A similar query that gives you similar results:
SELECT yyyymm,
AVG(average_fcp) average_fcp,
AVG(average_fp) average_fp,
AVG(average_dcl) average_dcl
FROM (
SELECT
_TABLE_SUFFIX AS yyyymm,
(SELECT AVG(fcp.density) FROM UNNEST(first_contentful_paint.histogram.bin) fcp WHERE fcp.start > 20000) AS average_fcp,
(SELECT AVG(fp.density) FROM UNNEST(first_paint.histogram.bin) fp) AS average_fp,
(SELECT AVG(dcl.density) FROM UNNEST(dom_content_loaded.histogram.bin) dcl) AS average_dcl
FROM `chrome-ux-report.country_cl.*`
WHERE form_factor.name = 'desktop'
)
GROUP BY yyyymm
ORDER BY yyyymm
The good news: This query runs in 3.3 seconds.

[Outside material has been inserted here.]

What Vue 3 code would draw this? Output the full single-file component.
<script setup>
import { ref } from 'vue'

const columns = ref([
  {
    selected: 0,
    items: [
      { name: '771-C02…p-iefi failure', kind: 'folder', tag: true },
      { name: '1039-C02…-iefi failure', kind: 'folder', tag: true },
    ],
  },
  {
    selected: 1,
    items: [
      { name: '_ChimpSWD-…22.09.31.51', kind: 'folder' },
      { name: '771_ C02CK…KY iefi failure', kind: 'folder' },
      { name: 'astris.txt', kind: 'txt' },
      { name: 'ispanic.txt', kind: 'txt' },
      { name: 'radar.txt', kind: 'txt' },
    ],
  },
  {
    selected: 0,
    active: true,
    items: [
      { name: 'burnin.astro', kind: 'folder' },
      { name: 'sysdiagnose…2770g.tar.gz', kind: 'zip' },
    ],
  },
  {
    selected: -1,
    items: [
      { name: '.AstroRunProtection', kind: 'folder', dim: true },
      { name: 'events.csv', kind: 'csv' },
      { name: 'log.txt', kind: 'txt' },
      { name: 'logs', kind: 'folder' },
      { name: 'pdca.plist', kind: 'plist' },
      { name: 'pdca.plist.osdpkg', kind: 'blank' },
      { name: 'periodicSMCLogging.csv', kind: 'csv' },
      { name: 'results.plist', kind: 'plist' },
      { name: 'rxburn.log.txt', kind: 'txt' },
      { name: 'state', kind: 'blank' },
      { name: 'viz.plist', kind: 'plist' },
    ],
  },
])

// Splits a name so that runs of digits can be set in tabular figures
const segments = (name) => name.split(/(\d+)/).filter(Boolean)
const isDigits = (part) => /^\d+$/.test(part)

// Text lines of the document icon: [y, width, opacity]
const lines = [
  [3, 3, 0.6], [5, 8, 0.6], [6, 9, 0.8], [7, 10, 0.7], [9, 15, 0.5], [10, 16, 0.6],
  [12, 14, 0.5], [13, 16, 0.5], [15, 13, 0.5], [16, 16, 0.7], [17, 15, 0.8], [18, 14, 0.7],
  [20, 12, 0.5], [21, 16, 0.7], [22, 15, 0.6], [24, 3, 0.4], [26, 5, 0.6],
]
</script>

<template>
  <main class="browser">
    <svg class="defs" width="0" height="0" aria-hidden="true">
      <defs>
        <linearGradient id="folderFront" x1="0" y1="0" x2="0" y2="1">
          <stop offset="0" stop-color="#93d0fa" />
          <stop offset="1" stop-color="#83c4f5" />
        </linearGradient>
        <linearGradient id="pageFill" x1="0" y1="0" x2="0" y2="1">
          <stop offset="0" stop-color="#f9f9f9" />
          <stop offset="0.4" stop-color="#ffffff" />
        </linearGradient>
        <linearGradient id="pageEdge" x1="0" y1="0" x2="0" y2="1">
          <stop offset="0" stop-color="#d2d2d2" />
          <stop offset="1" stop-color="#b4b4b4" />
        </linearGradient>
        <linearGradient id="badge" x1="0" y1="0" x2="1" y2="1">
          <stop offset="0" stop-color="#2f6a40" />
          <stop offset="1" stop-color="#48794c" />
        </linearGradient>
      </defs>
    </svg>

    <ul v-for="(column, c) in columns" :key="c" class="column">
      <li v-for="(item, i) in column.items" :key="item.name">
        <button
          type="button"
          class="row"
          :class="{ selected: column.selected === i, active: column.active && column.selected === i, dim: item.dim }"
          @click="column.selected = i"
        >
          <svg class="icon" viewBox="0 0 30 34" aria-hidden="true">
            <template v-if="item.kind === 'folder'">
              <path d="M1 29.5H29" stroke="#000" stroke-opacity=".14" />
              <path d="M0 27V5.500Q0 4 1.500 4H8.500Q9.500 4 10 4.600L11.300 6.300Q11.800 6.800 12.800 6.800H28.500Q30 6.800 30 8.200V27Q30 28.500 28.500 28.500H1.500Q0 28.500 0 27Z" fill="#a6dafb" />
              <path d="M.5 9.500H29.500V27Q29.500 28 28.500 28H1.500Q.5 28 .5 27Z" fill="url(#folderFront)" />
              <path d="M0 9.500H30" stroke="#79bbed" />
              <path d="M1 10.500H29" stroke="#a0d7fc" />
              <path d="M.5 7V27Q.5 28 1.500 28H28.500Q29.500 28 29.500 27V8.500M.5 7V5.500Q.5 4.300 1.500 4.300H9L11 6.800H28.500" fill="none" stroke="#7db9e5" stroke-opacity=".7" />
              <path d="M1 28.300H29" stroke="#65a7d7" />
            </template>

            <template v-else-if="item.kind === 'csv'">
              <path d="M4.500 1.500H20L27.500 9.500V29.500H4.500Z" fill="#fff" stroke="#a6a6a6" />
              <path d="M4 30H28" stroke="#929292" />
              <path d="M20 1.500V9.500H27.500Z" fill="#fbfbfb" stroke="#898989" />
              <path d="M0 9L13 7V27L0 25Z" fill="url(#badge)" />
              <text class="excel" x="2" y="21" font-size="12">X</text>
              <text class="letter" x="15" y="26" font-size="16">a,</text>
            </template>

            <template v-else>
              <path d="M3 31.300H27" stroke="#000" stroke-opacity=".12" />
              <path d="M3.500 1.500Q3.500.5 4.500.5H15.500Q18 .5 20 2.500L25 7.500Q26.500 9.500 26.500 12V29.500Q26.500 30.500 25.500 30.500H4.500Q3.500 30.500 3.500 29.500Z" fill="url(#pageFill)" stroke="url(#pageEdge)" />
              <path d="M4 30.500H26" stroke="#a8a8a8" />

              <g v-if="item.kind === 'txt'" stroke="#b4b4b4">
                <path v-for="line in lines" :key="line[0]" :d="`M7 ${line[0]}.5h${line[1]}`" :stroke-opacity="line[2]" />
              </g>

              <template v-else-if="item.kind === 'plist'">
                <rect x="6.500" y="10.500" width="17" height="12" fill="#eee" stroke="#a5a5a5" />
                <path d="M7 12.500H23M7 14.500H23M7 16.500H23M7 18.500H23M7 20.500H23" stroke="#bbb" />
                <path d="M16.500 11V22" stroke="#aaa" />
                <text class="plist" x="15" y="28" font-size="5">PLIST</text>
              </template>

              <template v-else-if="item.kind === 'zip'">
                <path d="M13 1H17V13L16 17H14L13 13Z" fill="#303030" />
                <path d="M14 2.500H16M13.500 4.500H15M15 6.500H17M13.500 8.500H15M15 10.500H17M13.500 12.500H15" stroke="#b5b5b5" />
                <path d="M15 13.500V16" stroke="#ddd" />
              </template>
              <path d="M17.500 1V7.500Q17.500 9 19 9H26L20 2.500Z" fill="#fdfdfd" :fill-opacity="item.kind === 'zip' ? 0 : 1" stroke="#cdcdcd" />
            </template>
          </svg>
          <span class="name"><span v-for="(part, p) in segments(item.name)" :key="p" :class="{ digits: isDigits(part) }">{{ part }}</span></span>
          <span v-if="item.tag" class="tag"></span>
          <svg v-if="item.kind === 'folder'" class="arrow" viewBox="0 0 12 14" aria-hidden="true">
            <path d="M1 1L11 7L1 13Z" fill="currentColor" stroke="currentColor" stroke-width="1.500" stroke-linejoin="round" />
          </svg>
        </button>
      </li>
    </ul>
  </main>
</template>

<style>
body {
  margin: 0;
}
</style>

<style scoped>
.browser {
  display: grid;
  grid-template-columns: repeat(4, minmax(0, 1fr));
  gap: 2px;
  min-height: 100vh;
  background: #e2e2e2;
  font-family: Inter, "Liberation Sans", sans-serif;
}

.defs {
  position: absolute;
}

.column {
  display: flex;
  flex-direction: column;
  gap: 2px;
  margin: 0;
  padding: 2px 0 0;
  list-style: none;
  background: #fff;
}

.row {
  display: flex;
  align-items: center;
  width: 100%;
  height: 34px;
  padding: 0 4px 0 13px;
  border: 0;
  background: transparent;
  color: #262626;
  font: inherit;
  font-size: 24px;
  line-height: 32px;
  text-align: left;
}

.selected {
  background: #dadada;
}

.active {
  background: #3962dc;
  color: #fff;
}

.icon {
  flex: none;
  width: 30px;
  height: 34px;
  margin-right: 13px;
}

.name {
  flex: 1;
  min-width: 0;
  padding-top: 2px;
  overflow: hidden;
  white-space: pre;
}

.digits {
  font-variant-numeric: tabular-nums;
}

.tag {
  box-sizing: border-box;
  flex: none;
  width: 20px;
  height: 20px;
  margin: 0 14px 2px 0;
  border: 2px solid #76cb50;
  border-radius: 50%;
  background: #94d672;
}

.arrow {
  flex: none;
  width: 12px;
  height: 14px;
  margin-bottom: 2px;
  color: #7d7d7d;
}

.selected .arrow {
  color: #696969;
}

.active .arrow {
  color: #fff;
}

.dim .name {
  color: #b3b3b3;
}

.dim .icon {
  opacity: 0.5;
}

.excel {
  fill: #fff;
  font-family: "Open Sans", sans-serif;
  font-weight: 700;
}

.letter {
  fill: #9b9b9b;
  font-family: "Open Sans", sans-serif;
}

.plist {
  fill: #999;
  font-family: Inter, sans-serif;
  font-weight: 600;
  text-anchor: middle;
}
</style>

Now that the query runs in 3 seconds, the most important question is: Does it make sense mathematically?
Bonus: This query makes more sense to me mathematically speaking, but I'm not 100% sure about it:
SELECT yyyymm,
AVG(average_fcp) average_fcp,
AVG(average_fp) average_fp,
AVG(average_dcl) average_dcl
FROM (
SELECT yyyymm, origin, SUM(weighted_fcp) average_fcp, SUM(weighted_fp) average_fp, SUM(weighted_dcl) average_dcl
FROM (
SELECT
_TABLE_SUFFIX AS yyyymm,
(SELECT SUM(start*density) FROM UNNEST(first_contentful_paint.histogram.bin)) AS weighted_fcp,
(SELECT SUM(start*density) FROM UNNEST(first_paint.histogram.bin)) AS weighted_fp,
(SELECT SUM(start*density) FROM UNNEST(dom_content_loaded.histogram.bin)) AS weighted_dcl,
origin
FROM `chrome-ux-report.country_cl.*`
)
GROUP BY origin, yyyymm
)
GROUP BY yyyymm
ORDER BY yyyymm
After carefully reviewing your query, I concluded that the processing time for each of the actions you are performing is around 6 seconds or less. Therefore, I decided to execute each task from each unnest and then append the tables together, using UNION ALL method.

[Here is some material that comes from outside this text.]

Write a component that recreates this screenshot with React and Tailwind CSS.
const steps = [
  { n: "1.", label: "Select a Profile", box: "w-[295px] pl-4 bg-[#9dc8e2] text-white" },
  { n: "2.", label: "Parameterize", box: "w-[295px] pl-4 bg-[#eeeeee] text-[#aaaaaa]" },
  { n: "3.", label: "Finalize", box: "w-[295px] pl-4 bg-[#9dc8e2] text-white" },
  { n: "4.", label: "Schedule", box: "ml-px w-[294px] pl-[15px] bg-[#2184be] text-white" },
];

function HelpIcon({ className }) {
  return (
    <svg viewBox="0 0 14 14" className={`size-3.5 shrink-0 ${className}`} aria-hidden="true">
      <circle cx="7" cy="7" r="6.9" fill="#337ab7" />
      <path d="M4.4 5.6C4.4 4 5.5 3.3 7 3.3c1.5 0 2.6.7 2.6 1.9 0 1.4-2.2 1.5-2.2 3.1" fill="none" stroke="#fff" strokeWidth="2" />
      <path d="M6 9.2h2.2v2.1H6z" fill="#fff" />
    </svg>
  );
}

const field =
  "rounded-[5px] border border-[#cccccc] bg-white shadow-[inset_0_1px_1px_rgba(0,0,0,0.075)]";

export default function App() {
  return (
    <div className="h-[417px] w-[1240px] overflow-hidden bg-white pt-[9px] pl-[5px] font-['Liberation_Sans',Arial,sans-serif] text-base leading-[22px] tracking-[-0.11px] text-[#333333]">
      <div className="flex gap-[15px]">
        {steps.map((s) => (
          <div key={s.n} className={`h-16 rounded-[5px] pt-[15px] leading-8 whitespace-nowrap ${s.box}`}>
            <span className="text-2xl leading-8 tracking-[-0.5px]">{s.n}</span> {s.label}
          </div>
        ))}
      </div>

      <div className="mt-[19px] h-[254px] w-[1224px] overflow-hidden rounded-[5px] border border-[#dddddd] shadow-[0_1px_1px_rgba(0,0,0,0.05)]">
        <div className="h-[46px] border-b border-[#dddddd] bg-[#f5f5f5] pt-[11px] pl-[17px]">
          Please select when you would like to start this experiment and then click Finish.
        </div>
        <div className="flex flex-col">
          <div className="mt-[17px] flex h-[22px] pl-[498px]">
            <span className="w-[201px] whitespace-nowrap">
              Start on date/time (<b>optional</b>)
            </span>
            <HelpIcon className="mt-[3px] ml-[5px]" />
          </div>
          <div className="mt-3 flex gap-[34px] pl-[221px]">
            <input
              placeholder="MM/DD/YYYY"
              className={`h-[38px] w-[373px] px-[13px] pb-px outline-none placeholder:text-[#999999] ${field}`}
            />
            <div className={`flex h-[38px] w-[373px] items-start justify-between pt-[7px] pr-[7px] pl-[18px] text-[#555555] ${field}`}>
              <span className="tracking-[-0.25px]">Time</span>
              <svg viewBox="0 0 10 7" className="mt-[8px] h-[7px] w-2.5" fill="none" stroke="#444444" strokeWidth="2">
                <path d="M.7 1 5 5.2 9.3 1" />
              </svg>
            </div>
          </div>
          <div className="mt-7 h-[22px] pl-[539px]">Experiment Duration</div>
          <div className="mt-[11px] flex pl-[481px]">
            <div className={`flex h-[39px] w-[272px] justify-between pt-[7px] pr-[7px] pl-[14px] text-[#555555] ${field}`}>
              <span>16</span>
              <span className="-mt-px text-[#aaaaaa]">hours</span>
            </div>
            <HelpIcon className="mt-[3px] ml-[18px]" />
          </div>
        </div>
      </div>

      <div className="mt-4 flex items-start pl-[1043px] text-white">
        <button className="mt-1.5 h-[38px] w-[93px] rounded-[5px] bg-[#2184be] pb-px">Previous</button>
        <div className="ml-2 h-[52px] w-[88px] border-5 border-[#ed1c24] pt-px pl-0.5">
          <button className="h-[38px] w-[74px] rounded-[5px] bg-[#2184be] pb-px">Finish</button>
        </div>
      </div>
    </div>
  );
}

The query ran within 4 seconds. The syntax is:
SELECT
_TABLE_SUFFIX AS yyyymm,
AVG(fcp.density) AS average_fcp,
FROM
`chrome-ux-report.country_cl.*`,
UNNEST(first_contentful_paint.histogram.bin) AS fcp
WHERE
form_factor.name = 'desktop' AND
fcp.start > 20000
GROUP BY
yyyymm
UNION ALL
SELECT
_TABLE_SUFFIX AS yyyymm,
AVG(fp.density) as average_fp,
FROM
`chrome-ux-report.country_cl.*`,
UNNEST(first_paint.histogram.bin) as fp
WHERE
form_factor.name = 'desktop'
GROUP BY
yyyymm
UNION ALL
SELECT
_TABLE_SUFFIX AS yyyymm,
AVG(dcl.density) as average_dcl
FROM
`chrome-ux-report.country_cl.*`,
UNNEST(dom_content_loaded.histogram.bin) as dcl
WHERE
form_factor.name = 'desktop'
GROUP BY
yyyymm
ORDER BY
yyyymm
In addition, I would like to point that according to the documentation it is advisable to avoid the excessive use of wildcards opting to use date ranges and materializing large datasets results. Also, I would like to point that BigQuery limits cached results to 10gb.
I hope it helps.
Let me start saying that BigQuery query timeout is very long (6 hours) so you should not have a problem on this front but you might encounter other errors.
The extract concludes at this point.